Teaching: on the front line

August 20, 2004

What is your experience of teaching?

Name: Oliver Double

Age: 39

Job: Lecturer in drama, Kent University.

Salary: About £30,000

Qualifications: BA (Hons) in drama (Exeter University), PhD (Sheffield University).

Background: I started working as a stand-up comedian as a student and did it professionally for most of the 1990s - the photo is an old publicity shot. I was also part of a touring group of comedians called Red Grape Cabaret, and I ran and compered a comedy club in Sheffield called The Last Laugh. I first became a lecturer at Liverpool John Moores University in 1997 while continuing to do stand-up shows in the evenings. I quit stand-up when I got the job in Kent in 1999.

Hours spent teaching: At least ten hours a week, and it can be as many as 20 hours a week.

Hours on red tape: Normally about ten hours a week, but I've been doing admissions for the past couple of years, so it can go way over that at busy times, such as clearing.

Hours on research: For the past year, I've been trying to take one day a week during term time. It has meant working ridiculously hard for the rest of the week, and even then I haven't always been able to take a research day.
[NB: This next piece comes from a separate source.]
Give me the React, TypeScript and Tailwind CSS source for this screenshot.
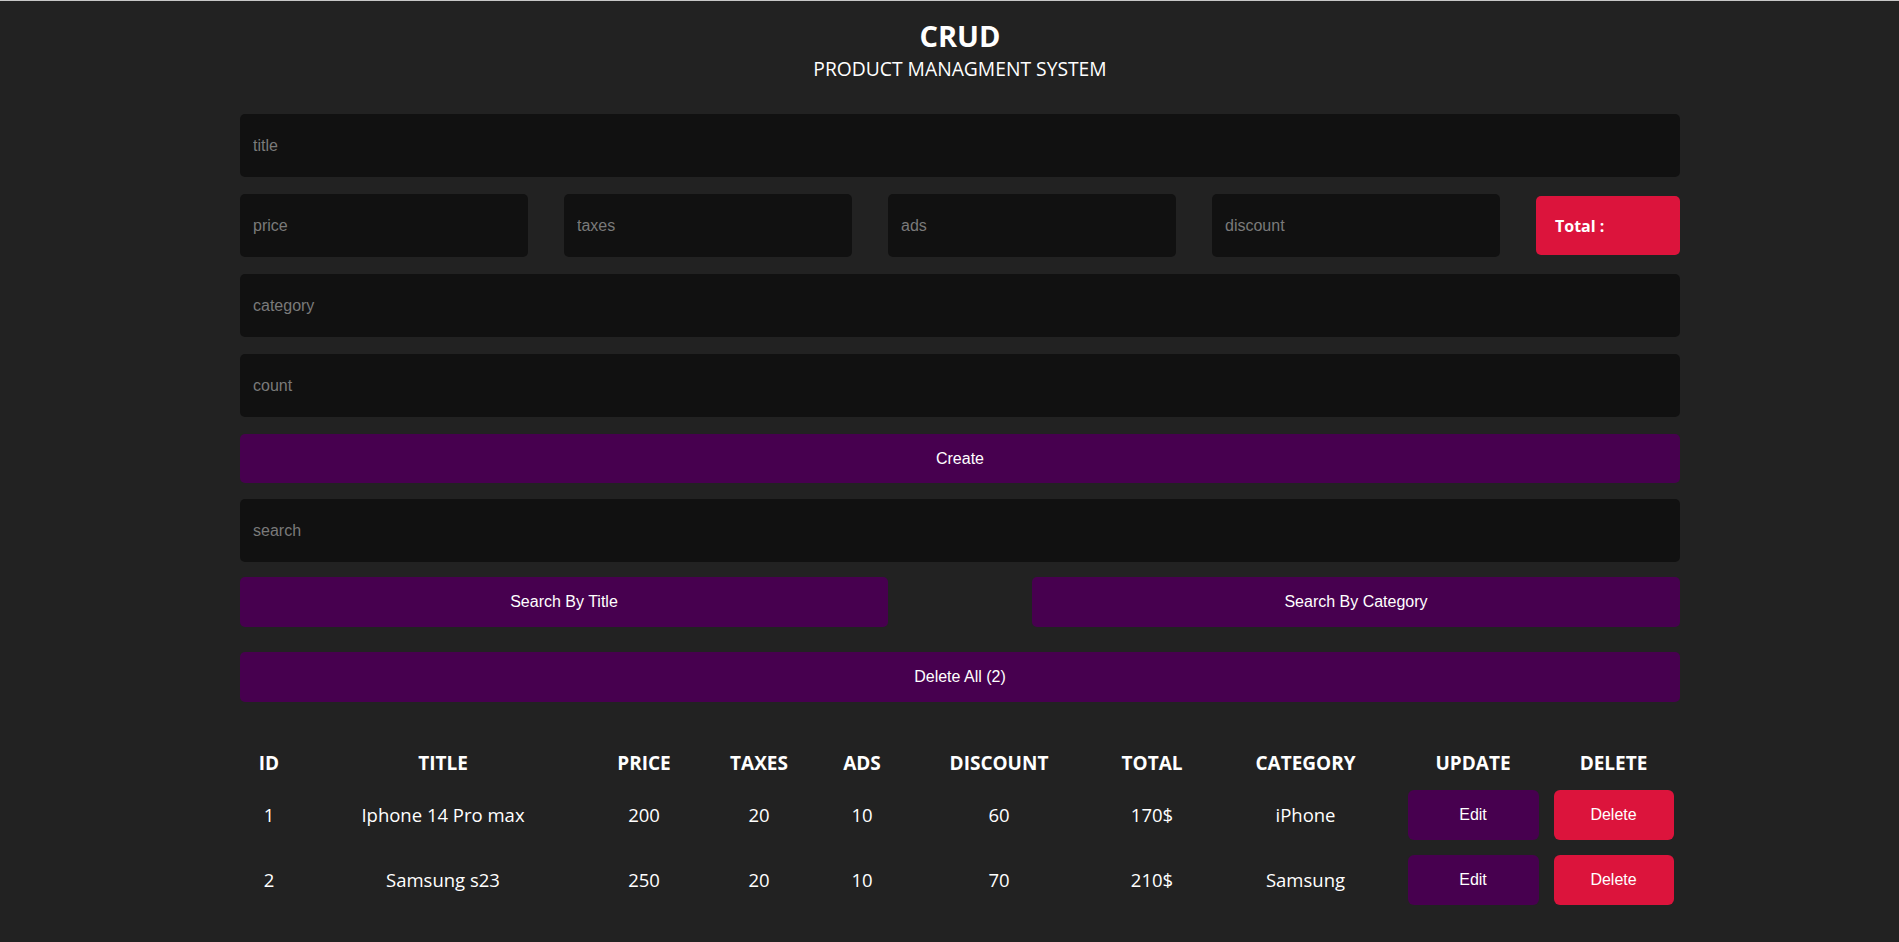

But I'm on study leave at the moment (hooray), working on a book about stand-up comedy.

Teaching bugbear: There's always some new initiative coming down from on high. Normally it means more tedious chores that get in the way of what you're really trying to do. Quality assurance mechanisms only ever seem to have an accidental relationship with real teaching quality, and they're based on bad faith - the underlying assumption is that academics would be incompetent, lazy or corrupt if we weren't forced to be otherwise.

How would you solve it?

I don't know - anarchist revolution?

Worst teaching moment? I was playing a live recording of Max Miller in a seminar. A snooty older lecturer (whom I didn't know) came in from the next room and shouted at me to turn down the volume. Instead of taking her outside and quietly explaining that she was undermining me in front of students, I turned back into a shamefaced teenager who has been told to turn his stereo down and said in cracked, adolescent tones: 'Sorry, mum, I won't do it again, honestly!'

Best moment? Any time a student produces an outstanding piece of work.

My teaching tip? You can't impose learning on students - try to work out what they're trying to do and give them the guidance to achieve it.

Outside interests: Spending time with the wife and kids and playing punk rock mandolin.